Несколько лет он это дело обдумывал, да хозяева виноградников очень уж ему мешали. Будто всем другим можно виноградники держать, а ему одному нельзя. Ну, теперь-то они не отвертятся: втянули-таки и их в обмен, объявив полученные от помещика земли виноградниками. А его землю никак нельзя обойти. Даже если бы он сам, скажем, захотел.
Землю эту он приобрел во время последних парламентских выборов; можно сказать, она сама ему в руки свалилась. Что ему оставалось делать? Не моргать же, как дураку! Уж моргать-то он не привык.
«Если б не пошевелил я вовремя мозгами»… — думает староста. Но что тогда было бы, о том ему думать неохота…
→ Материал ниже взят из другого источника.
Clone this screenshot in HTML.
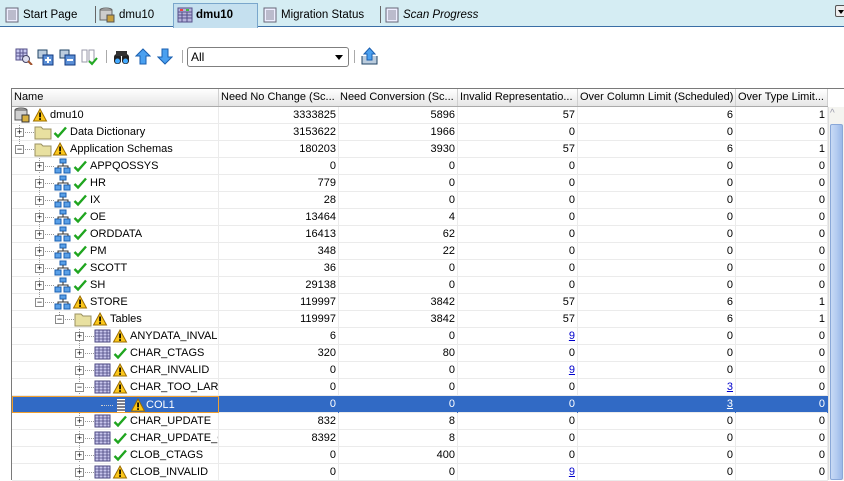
<!DOCTYPE html>
<html><head><meta charset="utf-8"><style>
*{margin:0;padding:0;box-sizing:border-box}
body{width:844px;height:480px;overflow:hidden;background:#fff;font-family:"Liberation Sans",Tahoma,sans-serif;font-size:11px;color:#000;position:relative}
.a{position:absolute}
.tabs{left:0;top:0;width:844px;height:27px;background:#d5edf3;border-bottom:1px solid #3a6ea5}
.tab{top:4px;height:22px;line-height:22px;font-size:11.5px;display:flex;align-items:center;gap:3px}
.sep{top:6px;width:1px;height:17px;background:#666}
.row{left:12px;width:816px;height:17px;border-bottom:1px solid #ebebeb}
.c{position:absolute;top:0;height:17px;line-height:17px;text-align:right;padding-right:2px;border-right:1px solid #ebebeb;white-space:nowrap;overflow:hidden}
.hd .c{border-right:1px solid #d0d0d0;text-align:left;padding-left:2px;background:linear-gradient(#fff,#f0f0f0 60%,#e6e6e6)}
.c1{left:207px;width:120px}.c2{left:326px;width:120px}.c3{left:446px;width:120px}.c4{left:566px;width:158px}.c5{left:724px;width:92px}
.lnk{color:#00c;text-decoration:underline}
.nm{position:absolute;top:0;height:17px;line-height:17px;white-space:nowrap}
.exp{position:absolute;top:4px;width:9px;height:9px;border:1px solid #8a8a8a;background:#fff;font-size:9px;line-height:7px;text-align:center;color:#000}
.dh{position:absolute;top:8px;height:1px;border-top:1px dotted #999}
.dv{position:absolute;width:1px;border-left:1px dotted #999}
svg{display:block}
.ic{position:absolute;top:0}
.sel{background:#316ac5;color:#fff}
.sel .c{border-right-color:#316ac5}
</style></head><body>

<div class="a tabs"></div>
<div class="a tab" style="left:4px"><svg width="16" height="16"><rect x="2" y="1" width="12" height="14" fill="#eef" stroke="#667"/><path d="M4 4h8M4 6h8M4 8h8M4 10h8M4 12h8" stroke="#889"/></svg>Start Page</div>
<div class="a sep" style="left:95px"></div>
<div class="a tab" style="left:98px"><svg width="18" height="16"><ellipse cx="8" cy="3" rx="6" ry="2" fill="#ccc" stroke="#666"/><rect x="2" y="3" width="12" height="10" fill="#ccc" stroke="#666"/><rect x="9" y="8" width="7" height="7" fill="#c8a040" stroke="#555"/></svg>dmu10</div>
<div class="a" style="left:173px;top:3px;width:85px;height:25px;background:#c5e0ef;border:1px solid #7aa7cc;border-bottom:none"></div>
<div class="a tab" style="left:177px;font-weight:bold"><svg width="16" height="16"><rect x="1" y="1" width="14" height="14" fill="#b8b4dc" stroke="#55508a"/><path d="M1 5h14M1 8h14M1 11h14M5 5v10M10 5v10" stroke="#55508a"/><rect x="3" y="2" width="3" height="2" fill="#e44"/><rect x="9" y="2" width="3" height="2" fill="#4b4"/></svg> dmu10</div>
<div class="a tab" style="left:262px"><svg width="16" height="16"><rect x="2" y="1" width="12" height="14" fill="#eef" stroke="#667"/><path d="M4 4h8M4 6h8M4 8h8M4 10h8M4 12h8" stroke="#889"/></svg>Migration Status</div>
<div class="a sep" style="left:380px"></div>
<div class="a tab" style="left:384px;font-style:italic"><svg width="16" height="16"><rect x="2" y="1" width="12" height="14" fill="#eef" stroke="#667"/><path d="M4 4h8M4 6h8M4 8h8M4 10h8M4 12h8" stroke="#889"/></svg>Scan Progress</div>
<div class="a" style="left:835px;top:5px;width:11px;height:12px;border:1px solid #555;border-radius:2px;background:#eee"><div style="margin:4px 0 0 2px;width:0;height:0;border-left:3px solid transparent;border-right:3px solid transparent;border-top:4px solid #000"></div></div>

<!-- toolbar -->
<div class="a" style="left:15px;top:48px"><svg width="18" height="17"><rect x="1" y="1" width="11" height="11" fill="#c8c8f0" stroke="#55508a"/><path d="M1 5h11M1 8h11M5 1v11M8 1v11" stroke="#55508a"/><circle cx="11" cy="11" r="3.5" fill="#dde" stroke="#446"/><path d="M13 13l4 4" stroke="#a0522d" stroke-width="2"/></svg></div>
<div class="a" style="left:37px;top:49px"><svg width="17" height="17"><rect x="1" y="1" width="9" height="8" fill="#bcd" stroke="#246"/><rect x="6" y="6" width="10" height="10" fill="#5b8fd6" stroke="#123a80"/><path d="M11 8v6M8 11h6" stroke="#fff" stroke-width="2"/></svg></div>
<div class="a" style="left:59px;top:49px"><svg width="17" height="17"><rect x="1" y="1" width="9" height="8" fill="#bcd" stroke="#246"/><rect x="6" y="6" width="10" height="10" fill="#5b8fd6" stroke="#123a80"/><path d="M8 11h6" stroke="#fff" stroke-width="2"/></svg></div>
<div class="a" style="left:81px;top:49px"><svg width="17" height="17"><rect x="1" y="1" width="5" height="12" fill="#fff" stroke="#99a"/><rect x="8" y="1" width="5" height="12" fill="#fff" stroke="#99a"/><path d="M8 12l3 3 5-6" stroke="#2a2" stroke-width="2" fill="none"/></svg></div>
<div class="a" style="left:106px;top:50px;width:1px;height:13px;background:#aaa"></div>
<div class="a" style="left:113px;top:49px"><svg width="17" height="16"><rect x="1" y="5" width="7" height="10" rx="3" fill="#222"/><rect x="9" y="5" width="7" height="10" rx="3" fill="#222"/><circle cx="4.5" cy="12" r="2.5" fill="#4af"/><circle cx="12.5" cy="12" r="2.5" fill="#4af"/><rect x="3" y="2" width="11" height="5" fill="#333"/></svg></div>
<div class="a" style="left:135px;top:48px"><svg width="16" height="17"><path d="M8 1L15 8H11V16H5V8H1Z" fill="#4aa0f0" stroke="#1a5fb0"/></svg></div>
<div class="a" style="left:157px;top:48px"><svg width="16" height="17"><path d="M8 16L15 9H11V1H5V9H1Z" fill="#4aa0f0" stroke="#1a5fb0"/></svg></div>
<div class="a" style="left:182px;top:50px;width:1px;height:13px;background:#aaa"></div>
<div class="a" style="left:187px;top:47px;width:162px;height:20px;border:1px solid #7f7f7f;border-radius:3px;padding:2px 3px;font-size:12px">All<div style="position:absolute;right:5px;top:7px;border-left:4px solid transparent;border-right:4px solid transparent;border-top:5px solid #000"></div></div>
<div class="a" style="left:354px;top:50px;width:1px;height:13px;background:#aaa"></div>
<div class="a" style="left:361px;top:47px"><svg width="17" height="18"><path d="M1 9v8h15V9" fill="#bcd" stroke="#246"/><path d="M8.5 1L14 7H11V13H6V7H3Z" fill="#4aa0f0" stroke="#1a5fb0"/></svg></div>

<!-- table frame -->
<div class="a" style="left:11px;top:88px;width:1px;height:392px;background:#7a7a7a"></div>
<div class="a" style="left:11px;top:88px;width:833px;height:1px;background:#7a7a7a"></div>
<div class="a row hd" style="top:89px;height:18px;border-bottom:1px solid #aaa">
<div class="c" style="left:0;width:207px">Name</div>
<div class="c c1">Need No Change (Sc...</div><div class="c c2">Need Conversion (Sc...</div><div class="c c3">Invalid Representatio...</div><div class="c c4">Over Column Limit (Scheduled)</div><div class="c c5">Over Type Limit...</div>
</div>
<!-- scrollbar -->
<div class="a" style="left:828px;top:107px;width:16px;height:373px;background:#f4f4f0;border-left:1px solid #ddd"></div>
<div class="a" style="left:830px;top:108px;font-size:10px;color:#99a">^</div>
<div class="a" style="left:830px;top:124px;width:13px;height:356px;background:linear-gradient(90deg,#c8daf5,#b4ccf0 50%,#9ab8e8);border:1px solid #8aa8d8;border-radius:2px"></div>

<!-- tree lines -->
<div class="a dv" style="left:19px;top:123px;height:27px"></div>
<div class="a dv" style="left:39px;top:157px;height:144px"></div>
<div class="a dv" style="left:59px;top:310px;height:9px"></div>
<div class="a dv" style="left:79px;top:327px;height:153px"></div>
<div class="a dv" style="left:99px;top:395px;height:10px"></div>

<div id="rows"></div>
<script>
var W='<svg width="16" height="16"><path d="M8 2L14.5 14H1.5Z" fill="#fcc71a" stroke="#9a6c00"/><rect x="7.2" y="5.5" width="1.7" height="4.8" fill="#000"/><rect x="7.2" y="11.2" width="1.7" height="1.7" fill="#000"/></svg>';
var K='<svg width="16" height="16"><path d="M2.5 9l3.5 3.5 8-9" stroke="#1fa51f" stroke-width="2.4" fill="none"/></svg>';
var I={
db:'<svg width="18" height="16"><ellipse cx="7" cy="3" rx="6" ry="2" fill="#ccc" stroke="#555"/><rect x="1" y="3" width="12" height="10" fill="#d0d0d0" stroke="#555"/><rect x="8" y="8" width="7" height="7" fill="#d8b040" stroke="#333"/></svg>',
fo:'<svg width="18" height="16"><path d="M1 3h6l2 2h8v10H1Z" fill="#e8e0a0" stroke="#9a9060"/></svg>',
sc:'<svg width="18" height="16"><rect x="6" y="1" width="6" height="4" fill="#5aa0e8" stroke="#1a5fb0"/><rect x="1" y="10" width="6" height="5" fill="#5aa0e8" stroke="#1a5fb0"/><rect x="10" y="10" width="6" height="5" fill="#5aa0e8" stroke="#1a5fb0"/><path d="M9 5v3M4 10V8h10v2" stroke="#333" fill="none"/></svg>',
tb:'<svg width="18" height="16"><rect x="1" y="2" width="15" height="12" fill="#c8c6ec" stroke="#4a4680"/><path d="M1 5h15M1 8h15M1 11h15M5 2v12M9 2v12M13 2v12" stroke="#4a4680" stroke-width=".8"/></svg>',
co:'<svg width="14" height="16"><rect x="3" y="2" width="8" height="13" fill="#fff"/><path d="M3 4h8M3 7h8M3 10h8M3 13h8" stroke="#556" stroke-width="1.5"/></svg>'};
var R=[
[0,'','db','w','dmu10',['3333825','5896','57','6','1']],
[1,'+','fo','k','Data Dictionary',['3153622','1966','0','0','0']],
[1,'-','fo','w','Application Schemas',['180203','3930','57','6','1']],
[2,'+','sc','k','APPQOSSYS',['0','0','0','0','0']],
[2,'+','sc','k','HR',['779','0','0','0','0']],
[2,'+','sc','k','IX',['28','0','0','0','0']],
[2,'+','sc','k','OE',['13464','4','0','0','0']],
[2,'+','sc','k','ORDDATA',['16413','62','0','0','0']],
[2,'+','sc','k','PM',['348','22','0','0','0']],
[2,'+','sc','k','SCOTT',['36','0','0','0','0']],
[2,'+','sc','k','SH',['29138','0','0','0','0']],
[2,'-','sc','w','STORE',['119997','3842','57','6','1']],
[3,'-','fo','w','Tables',['119997','3842','57','6','1']],
[4,'+','tb','w','ANYDATA_INVALID',['6','0','L9','0','0']],
[4,'+','tb','k','CHAR_CTAGS',['320','80','0','0','0']],
[4,'+','tb','w','CHAR_INVALID',['0','0','L9','0','0']],
[4,'-','tb','w','CHAR_TOO_LARGE',['0','0','0','L3','0']],
[5,'','co','w','COL1',['0','0','0','L3','0']],
[4,'+','tb','k','CHAR_UPDATE',['832','8','0','0','0']],
[4,'+','tb','k','CHAR_UPDATE_OLD',['8392','8','0','0','0']],
[4,'+','tb','k','CLOB_CTAGS',['0','400','0','0','0']],
[4,'+','tb','w','CLOB_INVALID',['0','0','L9','0','0']]];
var h='';
R.forEach(function(r,i){
 var top=107+17*i,lv=r[0],sel=lv==5;
 var ix=lv==5?101:(lv==0?2:22+20*(lv-1));
 var s='<div class="a row'+(sel?' sel':'')+'" style="top:'+top+'px">';
 s+='<div class="c" style="left:0;width:207px;text-align:left;'+(sel?'border:1px solid #f0a030;':'')+'">';
 if(r[1]){var ex=3+20*(lv-1);s+='<div class="exp" style="left:'+ex+'px">'+(r[1]=='+'?'+':'&minus;')+'</div><div class="dh" style="left:'+(ex+10)+'px;width:'+(ix-ex-10)+'px"></div>';}
 if(lv==5)s+='<div class="dh" style="left:88px;width:12px;border-top-color:#ccc"></div>';
 s+='<div class="ic" style="left:'+ix+'px">'+I[r[2]]+'</div>';
 var sx=ix+(lv==5?16:18);
 s+='<div class="ic" style="left:'+sx+'px">'+(r[3]=='w'?W:K)+'</div>';
 s+='<div class="nm" style="left:'+(sx+(lv==5?16:18))+'px">'+r[4]+'</div></div>';
 r[5].forEach(function(v,j){
  var t=v[0]=='L'?'<span class="lnk"'+(sel?' style="color:#fff"':'')+'>'+v.slice(1)+'</span>':v;
  s+='<div class="c c'+(j+1)+'">'+t+'</div>';});
 h+=s+'</div>';});
document.getElementById('rows').outerHTML=h;
</script>
</body></html>
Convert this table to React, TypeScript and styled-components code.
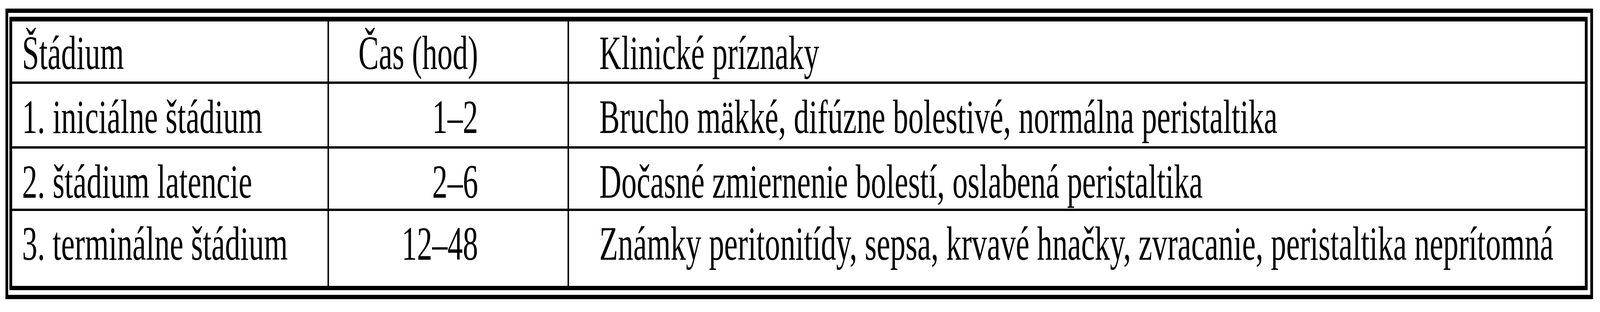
import React from "react";
import styled, { createGlobalStyle } from "styled-components";

const DESIGN_WIDTH = 6439;

const GlobalStyle = createGlobalStyle`
  html, body {
    margin: 0;
    padding: 0;
    background: #fff;
    overflow: hidden;
  }
  body {
    font-family: "Liberation Serif", "Times New Roman", serif;
    color: #000;
  }
`;

const Viewport = styled.div`
  width: 100vw;
  height: 800px;
  overflow: hidden;
`;

// the sheet is laid out at the design width; it is squeezed to the window width at run time
const Sheet = styled.div`
  width: ${DESIGN_WIDTH}px;
  height: 800px;
  padding: 22px 0 0 22px;
  box-sizing: border-box;
  transform-origin: 0 0;
`;

const OuterFrame = styled.div`
  width: 6389px;
  box-sizing: border-box;
  border: 11px solid #000;
  padding: 10px 11px 12px 5px;
`;

const InnerFrame = styled.div`
  border: 11px solid #000;
  border-top-width: 12px;
  display: grid;
  grid-template-columns: 1269px 960px 1fr;
  grid-template-rows: 154px 160px 154px 192px;
  gap: 6px;
  background: #000;
`;

const Cell = styled.div<{ $align?: "left" | "right"; $pad: string; $top: number }>`
  background: #fff;
  min-width: 0;
  font-family: "Liberation Serif", "Times New Roman", serif;
  font-size: 123px;
  line-height: 123px;
  white-space: nowrap;
  text-align: ${(p) => p.$align ?? "left"};
  padding: ${(p) => p.$top}px ${(p) => p.$pad};
  box-sizing: border-box;
  overflow: hidden;
`;

type Row = { stage: string; time: string; signs: string; top: number };

const header: Row = {
  stage: "Štádium",
  time: "Čas (hod)",
  signs: "Klinické príznaky",
  top: 19,
};

const rows: Row[] = [
  {
    stage: "1. iniciálne štádium",
    time: "1–2",
    signs: "Brucho mäkké, difúzne bolestivé, normálna peristaltika",
    top: 23,
  },
  {
    stage: "2. štádium latencie",
    time: "2–6",
    signs: "Dočasné zmiernenie bolestí, oslabená peristaltika",
    top: 23,
  },
  {
    stage: "3. terminálne štádium",
    time: "12–48",
    signs:
      "Známky peritonitídy, sepsa, krvavé hnačky, zvracanie, peristaltika neprítomná",
    top: 22,
  },
];

const renderRow = (row: Row, i: number) => (
  <React.Fragment key={i}>
    <Cell $top={row.top} $pad="0 0 40px">
      {row.stage}
    </Cell>
    <Cell $top={row.top} $pad="360px 0 0" $align="right">
      {row.time}
    </Cell>
    <Cell $top={row.top} $pad="0 0 122px">
      {row.signs}
    </Cell>
  </React.Fragment>
);

const App = () => {
  const width = typeof window !== "undefined" ? window.innerWidth : DESIGN_WIDTH;
  const squeeze = Math.min(1, width / DESIGN_WIDTH);

  return (
    <Viewport>
      <GlobalStyle />
      <Sheet style={{ transform: `scaleX(${squeeze})` }}>
        <OuterFrame>
          <InnerFrame>
            {[header, ...rows].map((row, i) => renderRow(row, i))}
          </InnerFrame>
        </OuterFrame>
      </Sheet>
    </Viewport>
  );
};

export default App;
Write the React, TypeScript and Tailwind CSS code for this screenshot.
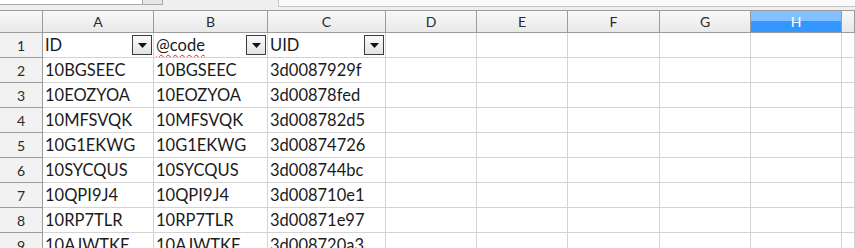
import React from 'react';

// column widths: row header, A..H, and the slice of I at the edge
const COLS = ['w-[43px]', 'w-[111px]', 'w-[114px]', 'w-[118px]', 'w-[91px]', 'w-[91px]', 'w-[92px]', 'w-[91px]', 'w-[91px]', 'w-[13px]'];
const LETTERS = ['', 'A', 'B', 'C', 'D', 'E', 'F', 'G', 'H', ''];

const ROWS: string[][] = [
  ['ID', '@code', 'UID'],
  ['10BGSEEC', '10BGSEEC', '3d0087929f'],
  ['10EOZYOA', '10EOZYOA', '3d00878fed'],
  ['10MFSVQK', '10MFSVQK', '3d008782d5'],
  ['10G1EKWG', '10G1EKWG', '3d00874726'],
  ['10SYCQUS', '10SYCQUS', '3d008744bc'],
  ['10QPI9J4', '10QPI9J4', '3d008710e1'],
  ['10RP7TLR', '10RP7TLR', '3d00871e97'],
  ['10AJWTKF', '10AJWTKF', '3d008720a3'],
];

const FilterButton = () => (
  <div className="w-[20px] h-[20px] shrink-0 mr-[1px] border border-[#3c3c3c] bg-gradient-to-b from-[#fafafa] to-[#e4e4e4] flex items-center justify-center">
    <svg width="9" height="5" viewBox="0 0 9 5">
      <path d="M0 0 H9 L4.5 5 Z" fill="#111" />
    </svg>
  </div>
);

export default function App() {
  return (
    <div className="w-[855px] h-[248px] overflow-hidden bg-white font-['Lato','Open_Sans',sans-serif] text-[#1b1b1b]">
      {/* toolbar remnant: name box + formula bar edge */}
      <div className="h-[10px] flex bg-[#efefef]">
        <div className="w-[143px] h-[5px] bg-white border-b border-r border-[#a9a9a9]" />
        <div className="w-[20px] h-[5px] bg-[#e6e6e6] border-b border-r border-[#a9a9a9]" />
        <div className="w-[115px]" />
        <div className="flex-1 h-[7px] bg-[#fafafa] border-l border-b border-[#c4c4c4]" />
      </div>

      {/* column headers */}
      <div className="flex h-[23px] border-t border-[#9b9b9b]">
        {COLS.map((w, i) => (
          <div
            key={i}
            className={`${w} shrink-0 h-full border-r border-b border-[#9b9b9b] flex items-center justify-center text-[14px] ${
              i === 8
                ? 'bg-gradient-to-b from-[#82c0ff] from-50% to-[#3496ff] to-50% text-white'
                : 'bg-gradient-to-b from-[#f8f8f8] to-[#e9e9e9] text-[#2a2a2a]'
            }`}
          >
            {LETTERS[i]}
          </div>
        ))}
      </div>

      {/* rows */}
      {ROWS.map((row, r) => (
        <div key={r} className="flex h-[25px]">
          {COLS.map((w, i) => {
            if (i === 0) {
              return (
                <div
                  key={i}
                  className={`${w} shrink-0 h-full bg-[#f2f2f2] border-r border-b border-[#9b9b9b] flex items-center justify-center text-[14px] text-[#2a2a2a]`}
                >
                  {r + 1}
                </div>
              );
            }
            const text = i <= 3 ? row[i - 1] : '';
            return (
              <div
                key={i}
                className={`${w} shrink-0 h-full border-r border-b border-[#d3d3d3] flex items-center justify-between pl-[2px] text-[16.5px] leading-none whitespace-nowrap overflow-hidden`}
              >
                {text === '@code' ? (
                  <span className="underline decoration-wavy decoration-[#e02020] decoration-1 underline-offset-[3px]">{text}</span>
                ) : (
                  <span>{text}</span>
                )}
                {r === 0 && i <= 3 && <FilterButton />}
              </div>
            );
          })}
        </div>
      ))}
    </div>
  );
}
Вот и солому он сюда привез в прошлом году, потому что заранее все предусмотрел. Содома эта нужна для того, чтобы кирпичи обжигать.
Потому что это чистая правда — ничего не взял он от помещика. Не такой он человек, чтобы пойти на это. Только подумал вовремя: ох, какое строительство развернется скоро на Коццеге.
И его дом будет здесь построен. Он и балки купит дешевле, и доски, и известь, и цемент, и железо, и гвозди, если вместе с помещичьим будет покупать. Помещичьи люди ему и привезут все, и мастеров дадут. Словом, он знает, что делает. Ну конечно, что говорить: все это ему эконом пообещал, когда он первое время с договором не соглашался. Рука руку моет, как говорит эконом, и тут он, конечно, прав.
Будет у него дом, какого ни у кого нет в деревне…
О чем только не передумал Ференц Вираг в эту ночь возле стога. И бывшую жену свою вспомнил, и господина Фукса… И уж конечно, Шару Кери… Ишь, в старостихи ей захотелось! Нет, никак это невозможно. Если б еще отказался он от своего поста — ну, тогда можно подумать. Да и тогда: лучше бы все-таки согласилась она так с ним жить. Любовницей. Да вот ведь загвоздка: и слышать не хочет она об этом. Говорит: если вправду любишь, женись… И до чего ж эти бабы глупые, никакого в них понимания…
Месяц уходит за стог; Ференц Вираг уж было и задремал немного… И тут вдруг слышит: отдаются в стоге шаги. Прислушивается. Чьи-то сапоги стучат по мерзлой земле.
Идет, голубчик, идет; ворот поднят, руки в карманы сунуты, под мышками — вилы. И в этот момент облаком заволокло месяц, словно кто попоной его накрыл.
— Этот еще тоже… Не мог подождать, пока наберу да завяжу, — смотрит Лайош Ямбор вверх, на месяц, и дует на озябшие руки. Правда, в рукавицах он, да мало с них толку. Жена из рукава старой сермяги их сшила.